> **GIVEN INFORMATION**
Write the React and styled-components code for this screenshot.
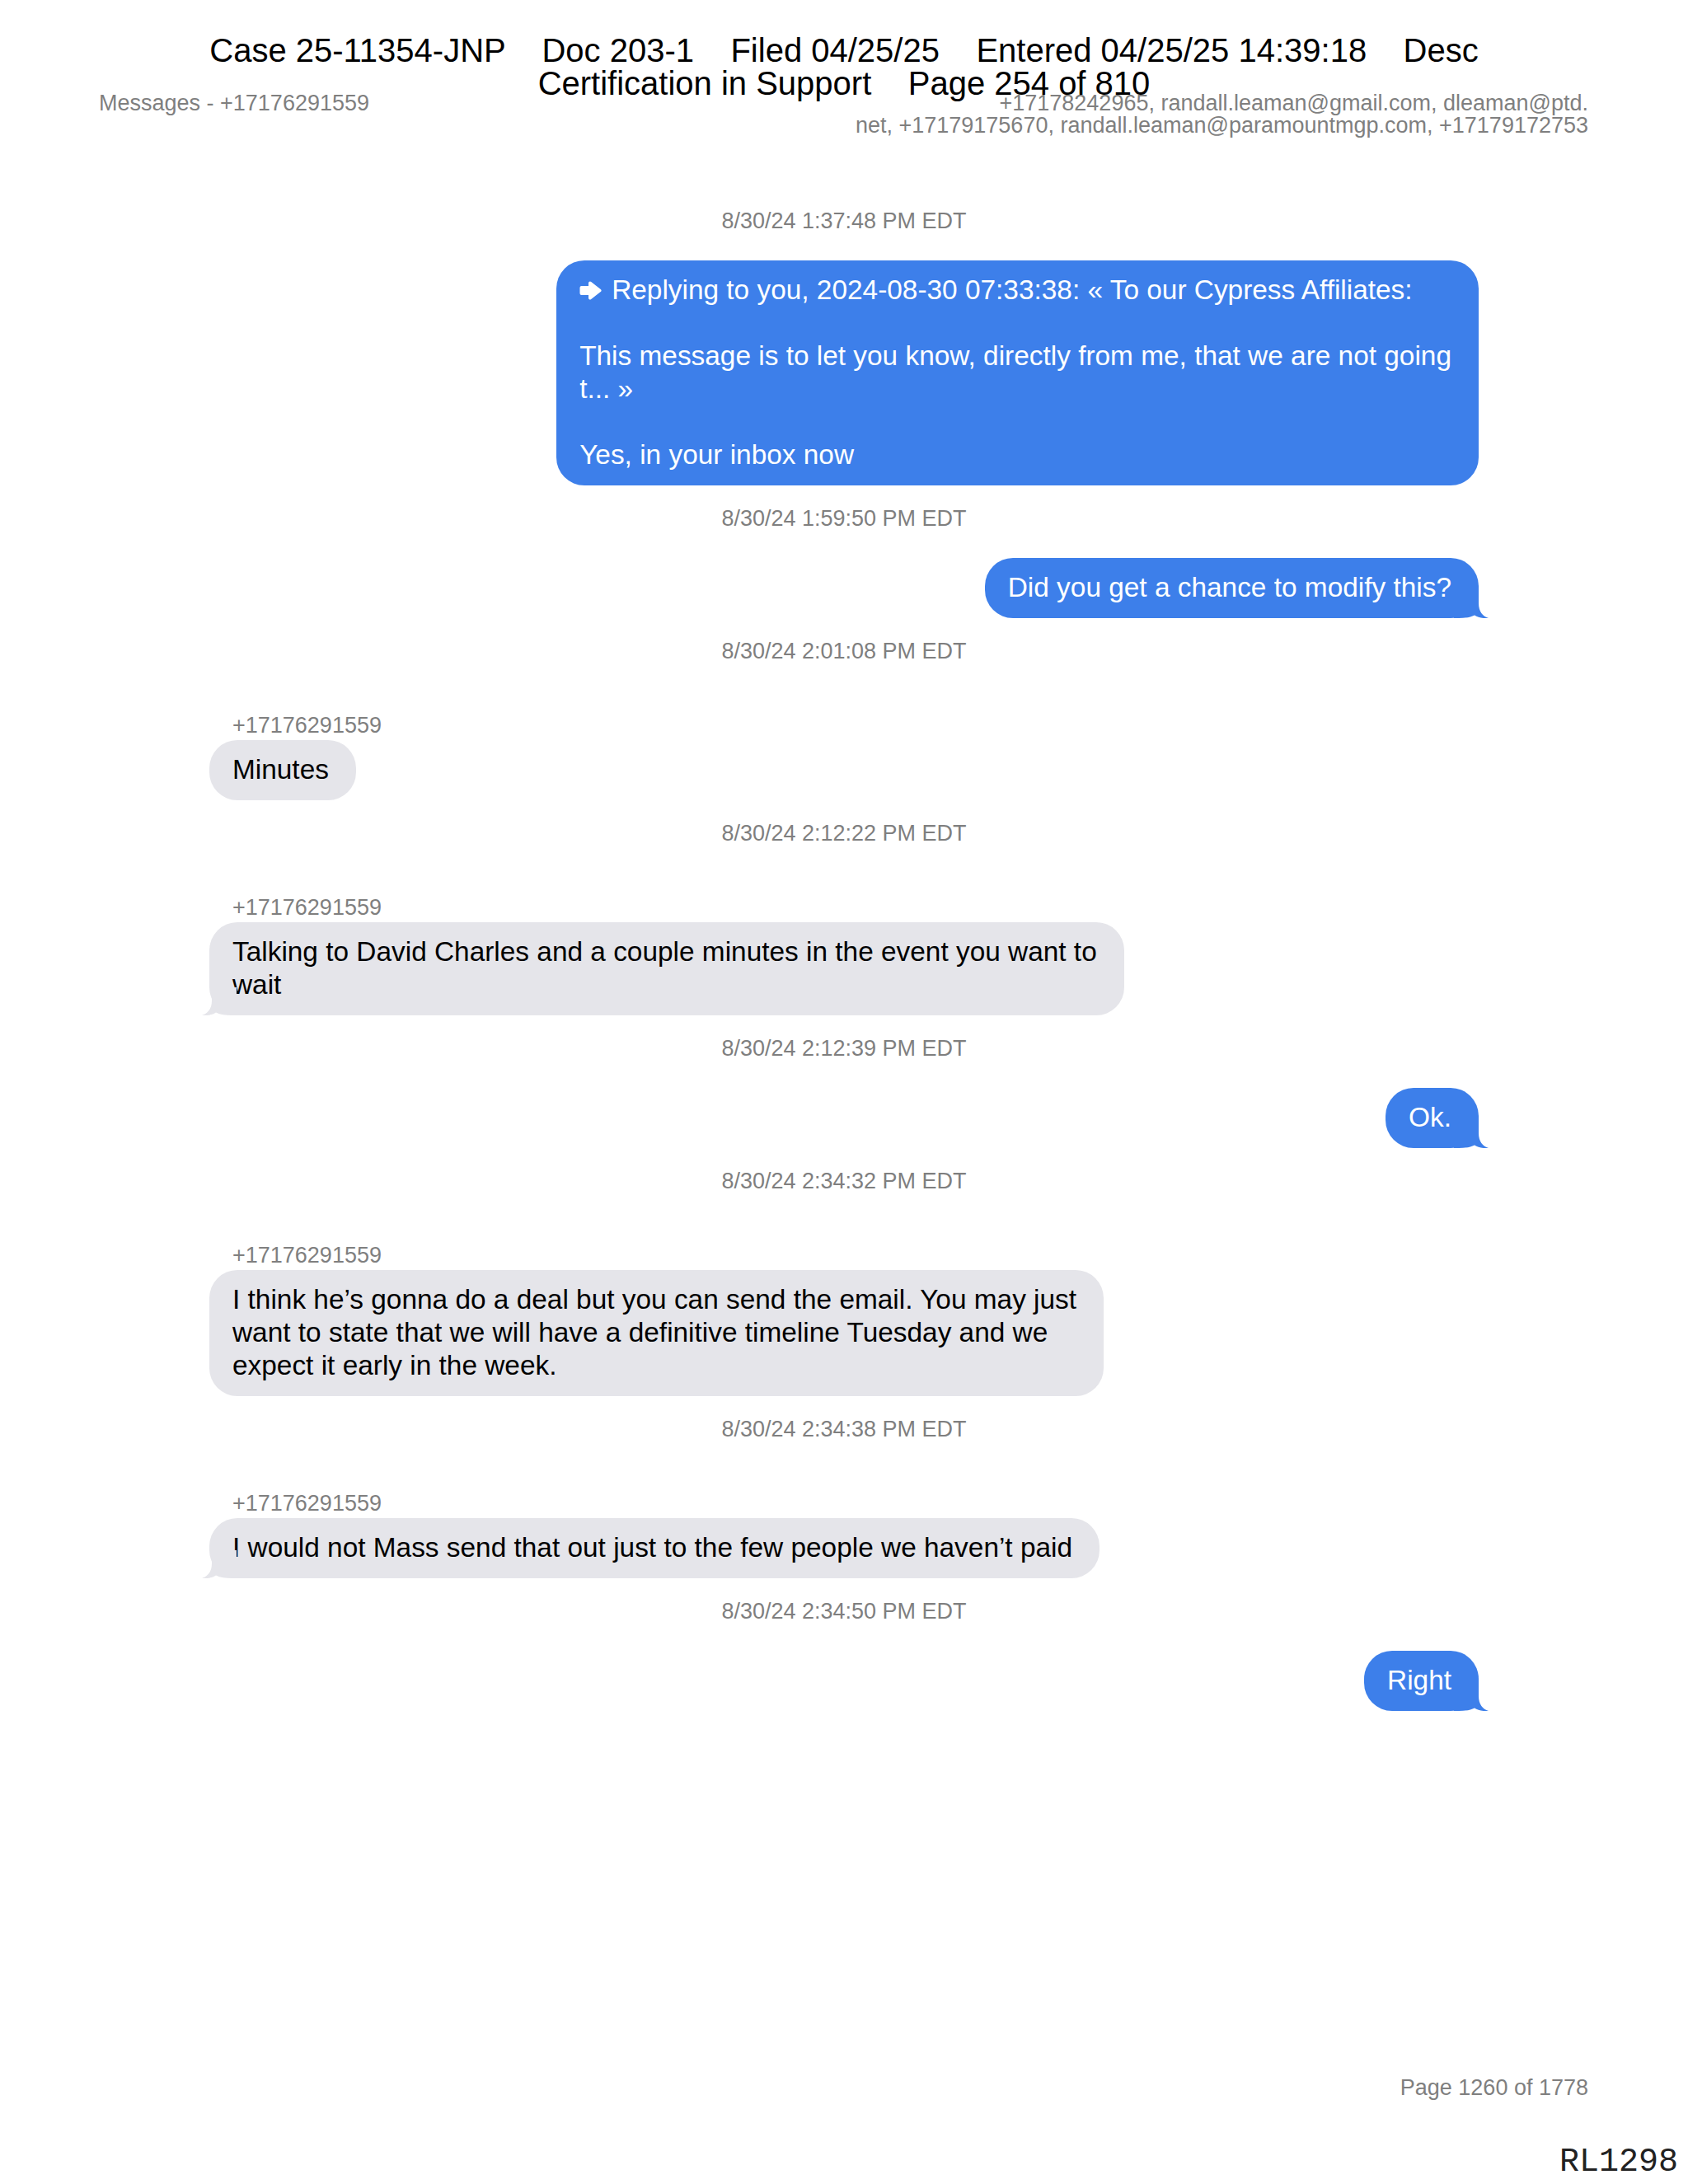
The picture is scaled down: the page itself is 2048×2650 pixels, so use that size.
import React from "react";
import styled, { createGlobalStyle } from "styled-components";

const GlobalStyle = createGlobalStyle`
  html, body {
    margin: 0;
    padding: 0;
    background: #ffffff;
  }
  body {
    font-family: "Liberation Sans", Arial, Helvetica, sans-serif;
  }
`;

const BLUE = "#3d7fea";
const GRAY_BUBBLE = "#e5e5ea";
const MUTED = "#7f7f7f";

const Page = styled.div`
  position: relative;
  width: 2048px;
  min-height: 2650px;
  display: flex;
  flex-direction: column;
  box-sizing: border-box;
  background: #fff;
`;

const Stamp = styled.div`
  position: absolute;
  top: 41px;
  left: 0;
  right: 0;
  text-align: center;
  font-size: 40px;
  line-height: 40px;
  color: #000;
  white-space: pre;
  pointer-events: none;
`;

const StampLine = styled.div``;

const HeaderRow = styled.header`
  display: flex;
  justify-content: space-between;
  align-items: flex-start;
  padding: 112px 121px 0 120px;
  font-size: 27px;
  line-height: 27px;
  color: ${MUTED};
`;

const HeaderLeft = styled.div`
  white-space: nowrap;
`;

const HeaderRight = styled.div`
  text-align: right;
  white-space: pre;
`;

const Thread = styled.main`
  width: 1540px;
  margin: 0 auto;
  padding-top: 62px;
  display: flex;
  flex-direction: column;
`;

const Timestamp = styled.div`
  margin-top: 24px;
  text-align: center;
  font-size: 27px;
  line-height: 32px;
  color: ${MUTED};
`;

const MessageRow = styled.div`
  display: flex;
  flex-direction: column;
  align-items: ${(p) => (p.$sent ? "flex-end" : "flex-start")};
  margin-top: ${(p) => (p.$sent ? "32px" : "58px")};
`;

const Sender = styled.div`
  font-size: 27px;
  line-height: 32px;
  color: ${MUTED};
  padding-left: 28px;
  margin-bottom: 2px;
`;

const Bubble = styled.div`
  position: relative;
  background: ${(p) => (p.$sent ? BLUE : GRAY_BUBBLE)};
  color: ${(p) => (p.$sent ? "#ffffff" : "#000000")};
  font-size: 33.4px;
  line-height: 40px;
  padding: 16px 33px 17px 28px;
  border-radius: 34px;
  white-space: pre;
`;

const TailSvg = styled.svg`
  position: absolute;
  bottom: 0;
  width: 42px;
  height: 34px;
  ${(p) =>
    p.$sent
      ? "right: -12px;"
      : "left: -9px; transform: scaleX(-1);"}
`;

const ReplyIcon = styled.svg`
  width: 27px;
  height: 23px;
  margin-right: 12px;
  vertical-align: -1px;
`;

const Footer = styled.footer`
  margin-top: auto;
  display: flex;
  flex-direction: column;
  align-items: flex-end;
  padding: 0 12px 4px 0;
`;

const PageNumber = styled.div`
  font-size: 27px;
  line-height: 32px;
  color: ${MUTED};
  margin-right: 109px;
`;

const Bates = styled.div`
  font-family: "Liberation Mono", "Courier New", monospace;
  font-size: 40px;
  line-height: 44px;
  color: #222;
  margin-top: 53px;
`;

function Tail({ sent }) {
  return (
    <TailSvg $sent={sent} viewBox="0 0 42 34" aria-hidden="true">
      <path
        d="M0,0 H30 V16 C30,26 35,32 42,34 C35,34.6 29,33.2 25,30.5 C20,33.2 13,34 6,34 H0 Z"
        fill={sent ? BLUE : GRAY_BUBBLE}
      />
    </TailSvg>
  );
}

function ArrowIcon() {
  return (
    <ReplyIcon viewBox="0 0 27 23" aria-hidden="true">
      <polygon
        points="2.5,8 13,8 13,2.5 24.5,11.5 13,20.5 13,15 2.5,15"
        fill="#fff"
        stroke="#fff"
        strokeWidth="4"
        strokeLinejoin="round"
      />
    </ReplyIcon>
  );
}

const conversation = [
  {
    time: "8/30/24 1:37:48 PM EDT",
    sent: true,
    reply: true,
    text:
      "Replying to you, 2024-08-30 07:33:38: « To our Cypress Affiliates:\n\nThis message is to let you know, directly from me, that we are not going\nt... »\n\nYes, in your inbox now",
    tail: false,
  },
  {
    time: "8/30/24 1:59:50 PM EDT",
    sent: true,
    text: "Did you get a chance to modify this?",
    tail: true,
  },
  {
    time: "8/30/24 2:01:08 PM EDT",
    sent: false,
    sender: "+17176291559",
    text: "Minutes",
    tail: false,
  },
  {
    time: "8/30/24 2:12:22 PM EDT",
    sent: false,
    sender: "+17176291559",
    text:
      "Talking to David Charles and a couple minutes in the event you want to\nwait",
    tail: true,
  },
  {
    time: "8/30/24 2:12:39 PM EDT",
    sent: true,
    text: "Ok.",
    tail: true,
  },
  {
    time: "8/30/24 2:34:32 PM EDT",
    sent: false,
    sender: "+17176291559",
    text:
      "I think he’s gonna do a deal but you can send the email. You may just\nwant to state that we will have a definitive timeline Tuesday and we\nexpect it early in the week.",
    tail: false,
  },
  {
    time: "8/30/24 2:34:38 PM EDT",
    sent: false,
    sender: "+17176291559",
    text: "I would not Mass send that out just to the few people we haven’t paid",
    tail: true,
  },
  {
    time: "8/30/24 2:34:50 PM EDT",
    sent: true,
    text: "Right",
    tail: true,
  },
];

export default function App() {
  return (
    <>
      <GlobalStyle />
      <Page>
        <HeaderRow>
          <HeaderLeft>Messages - +17176291559</HeaderLeft>
          <HeaderRight>
            {"+17178242965, randall.leaman@gmail.com, dleaman@ptd.\nnet, +17179175670, randall.leaman@paramountmgp.com, +17179172753"}
          </HeaderRight>
        </HeaderRow>

        <Thread>
          {conversation.map((m, i) => (
            <React.Fragment key={i}>
              <Timestamp>{m.time}</Timestamp>
              <MessageRow $sent={m.sent}>
                {m.sender && <Sender>{m.sender}</Sender>}
                <Bubble $sent={m.sent}>
                  {m.reply && <ArrowIcon />}
                  {m.text}
                  {m.tail && <Tail sent={m.sent} />}
                </Bubble>
              </MessageRow>
            </React.Fragment>
          ))}
        </Thread>

        <Footer>
          <PageNumber>Page 1260 of 1778</PageNumber>
          <Bates>RL1298</Bates>
        </Footer>

        <Stamp>
          <StampLine>
            {"Case 25-11354-JNP    Doc 203-1    Filed 04/25/25    Entered 04/25/25 14:39:18    Desc"}
          </StampLine>
          <StampLine>{"Certification in Support    Page 254 of 810"}</StampLine>
        </Stamp>
      </Page>
    </>
  );
}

> **YOUR TASK**
Restate the data above word for word. Skip every picture.

> **EXERCISE ANSWER**
Write the React and styled-components code for this screenshot.
The picture is scaled down: the page itself is 2048×2650 pixels, so use that size.
import React from "react";
import styled, { createGlobalStyle } from "styled-components";

const GlobalStyle = createGlobalStyle`
  html, body {
    margin: 0;
    padding: 0;
    background: #ffffff;
  }
  body {
    font-family: "Liberation Sans", Arial, Helvetica, sans-serif;
  }
`;

const BLUE = "#3d7fea";
const GRAY_BUBBLE = "#e5e5ea";
const MUTED = "#7f7f7f";

const Page = styled.div`
  position: relative;
  width: 2048px;
  min-height: 2650px;
  display: flex;
  flex-direction: column;
  box-sizing: border-box;
  background: #fff;
`;

const Stamp = styled.div`
  position: absolute;
  top: 41px;
  left: 0;
  right: 0;
  text-align: center;
  font-size: 40px;
  line-height: 40px;
  color: #000;
  white-space: pre;
  pointer-events: none;
`;

const StampLine = styled.div``;

const HeaderRow = styled.header`
  display: flex;
  justify-content: space-between;
  align-items: flex-start;
  padding: 112px 121px 0 120px;
  font-size: 27px;
  line-height: 27px;
  color: ${MUTED};
`;

const HeaderLeft = styled.div`
  white-space: nowrap;
`;

const HeaderRight = styled.div`
  text-align: right;
  white-space: pre;
`;

const Thread = styled.main`
  width: 1540px;
  margin: 0 auto;
  padding-top: 62px;
  display: flex;
  flex-direction: column;
`;

const Timestamp = styled.div`
  margin-top: 24px;
  text-align: center;
  font-size: 27px;
  line-height: 32px;
  color: ${MUTED};
`;

const MessageRow = styled.div`
  display: flex;
  flex-direction: column;
  align-items: ${(p) => (p.$sent ? "flex-end" : "flex-start")};
  margin-top: ${(p) => (p.$sent ? "32px" : "58px")};
`;

const Sender = styled.div`
  font-size: 27px;
  line-height: 32px;
  color: ${MUTED};
  padding-left: 28px;
  margin-bottom: 2px;
`;

const Bubble = styled.div`
  position: relative;
  background: ${(p) => (p.$sent ? BLUE : GRAY_BUBBLE)};
  color: ${(p) => (p.$sent ? "#ffffff" : "#000000")};
  font-size: 33.4px;
  line-height: 40px;
  padding: 16px 33px 17px 28px;
  border-radius: 34px;
  white-space: pre;
`;

const TailSvg = styled.svg`
  position: absolute;
  bottom: 0;
  width: 42px;
  height: 34px;
  ${(p) =>
    p.$sent
      ? "right: -12px;"
      : "left: -9px; transform: scaleX(-1);"}
`;

const ReplyIcon = styled.svg`
  width: 27px;
  height: 23px;
  margin-right: 12px;
  vertical-align: -1px;
`;

const Footer = styled.footer`
  margin-top: auto;
  display: flex;
  flex-direction: column;
  align-items: flex-end;
  padding: 0 12px 4px 0;
`;

const PageNumber = styled.div`
  font-size: 27px;
  line-height: 32px;
  color: ${MUTED};
  margin-right: 109px;
`;

const Bates = styled.div`
  font-family: "Liberation Mono", "Courier New", monospace;
  font-size: 40px;
  line-height: 44px;
  color: #222;
  margin-top: 53px;
`;

function Tail({ sent }) {
  return (
    <TailSvg $sent={sent} viewBox="0 0 42 34" aria-hidden="true">
      <path
        d="M0,0 H30 V16 C30,26 35,32 42,34 C35,34.6 29,33.2 25,30.5 C20,33.2 13,34 6,34 H0 Z"
        fill={sent ? BLUE : GRAY_BUBBLE}
      />
    </TailSvg>
  );
}

function ArrowIcon() {
  return (
    <ReplyIcon viewBox="0 0 27 23" aria-hidden="true">
      <polygon
        points="2.5,8 13,8 13,2.5 24.5,11.5 13,20.5 13,15 2.5,15"
        fill="#fff"
        stroke="#fff"
        strokeWidth="4"
        strokeLinejoin="round"
      />
    </ReplyIcon>
  );
}

const conversation = [
  {
    time: "8/30/24 1:37:48 PM EDT",
    sent: true,
    reply: true,
    text:
      "Replying to you, 2024-08-30 07:33:38: « To our Cypress Affiliates:\n\nThis message is to let you know, directly from me, that we are not going\nt... »\n\nYes, in your inbox now",
    tail: false,
  },
  {
    time: "8/30/24 1:59:50 PM EDT",
    sent: true,
    text: "Did you get a chance to modify this?",
    tail: true,
  },
  {
    time: "8/30/24 2:01:08 PM EDT",
    sent: false,
    sender: "+17176291559",
    text: "Minutes",
    tail: false,
  },
  {
    time: "8/30/24 2:12:22 PM EDT",
    sent: false,
    sender: "+17176291559",
    text:
      "Talking to David Charles and a couple minutes in the event you want to\nwait",
    tail: true,
  },
  {
    time: "8/30/24 2:12:39 PM EDT",
    sent: true,
    text: "Ok.",
    tail: true,
  },
  {
    time: "8/30/24 2:34:32 PM EDT",
    sent: false,
    sender: "+17176291559",
    text:
      "I think he’s gonna do a deal but you can send the email. You may just\nwant to state that we will have a definitive timeline Tuesday and we\nexpect it early in the week.",
    tail: false,
  },
  {
    time: "8/30/24 2:34:38 PM EDT",
    sent: false,
    sender: "+17176291559",
    text: "I would not Mass send that out just to the few people we haven’t paid",
    tail: true,
  },
  {
    time: "8/30/24 2:34:50 PM EDT",
    sent: true,
    text: "Right",
    tail: true,
  },
];

export default function App() {
  return (
    <>
      <GlobalStyle />
      <Page>
        <HeaderRow>
          <HeaderLeft>Messages - +17176291559</HeaderLeft>
          <HeaderRight>
            {"+17178242965, randall.leaman@gmail.com, dleaman@ptd.\nnet, +17179175670, randall.leaman@paramountmgp.com, +17179172753"}
          </HeaderRight>
        </HeaderRow>

        <Thread>
          {conversation.map((m, i) => (
            <React.Fragment key={i}>
              <Timestamp>{m.time}</Timestamp>
              <MessageRow $sent={m.sent}>
                {m.sender && <Sender>{m.sender}</Sender>}
                <Bubble $sent={m.sent}>
                  {m.reply && <ArrowIcon />}
                  {m.text}
                  {m.tail && <Tail sent={m.sent} />}
                </Bubble>
              </MessageRow>
            </React.Fragment>
          ))}
        </Thread>

        <Footer>
          <PageNumber>Page 1260 of 1778</PageNumber>
          <Bates>RL1298</Bates>
        </Footer>

        <Stamp>
          <StampLine>
            {"Case 25-11354-JNP    Doc 203-1    Filed 04/25/25    Entered 04/25/25 14:39:18    Desc"}
          </StampLine>
          <StampLine>{"Certification in Support    Page 254 of 810"}</StampLine>
        </Stamp>
      </Page>
    </>
  );
}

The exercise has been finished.